One final detail must be handled specially: Error expressions. Eager execution may encounter calls to error functions and exception handlers which would not have been reached during lazy execution. This code must be treated specially: simply marking it as "lazy" is insufficient, since eager computations may force lazy thunks. Instead, we have a special class of bottom thunks which are forced only if they are found to be necessary by the scheduler when it resumes execution after fallback. These expressions are identified statically by the compiler using bottom extraction, which is also used to simplify a number of program transformations involving error-handling code.

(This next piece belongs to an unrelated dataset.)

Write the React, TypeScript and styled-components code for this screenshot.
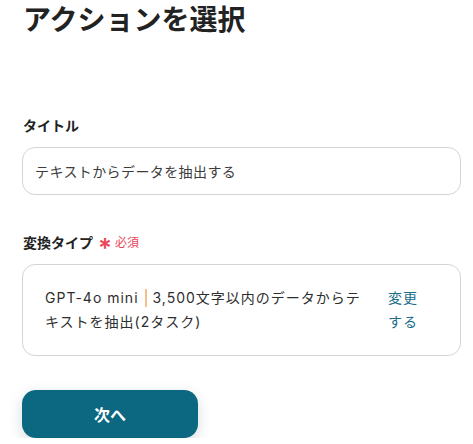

The relationship between Eager Haskell and pH

Before there was an Eager Haskell, there was pH, a parallel Haskell. Both languages use eager evaluation. Both share the goal of running unannotated programs with linear speedup on a parallel machine. Both share the syntax and type system of Haskell, and use the same compiler front end. However, pH does not have a lazy fallback mechanism. There are therefore many Haskell programs which do not run correctly in pH. However, pH provides a number of mechanisms which do not exist in Eager Haskell. The most important of these is the barrier mechanism. This permits programs to detect deep termination, when all eager computations in a particular program region have executed to completion. Both pH and Eager Haskell include libraries of I- and M-structure operations, but only pH integrates them deeply into the language. In Eager Haskell such side-effecting constructs must be used with care, normally through a (still-unwritten) monadic interface. Thus the two languages have complementary, but somewhat different, purposes.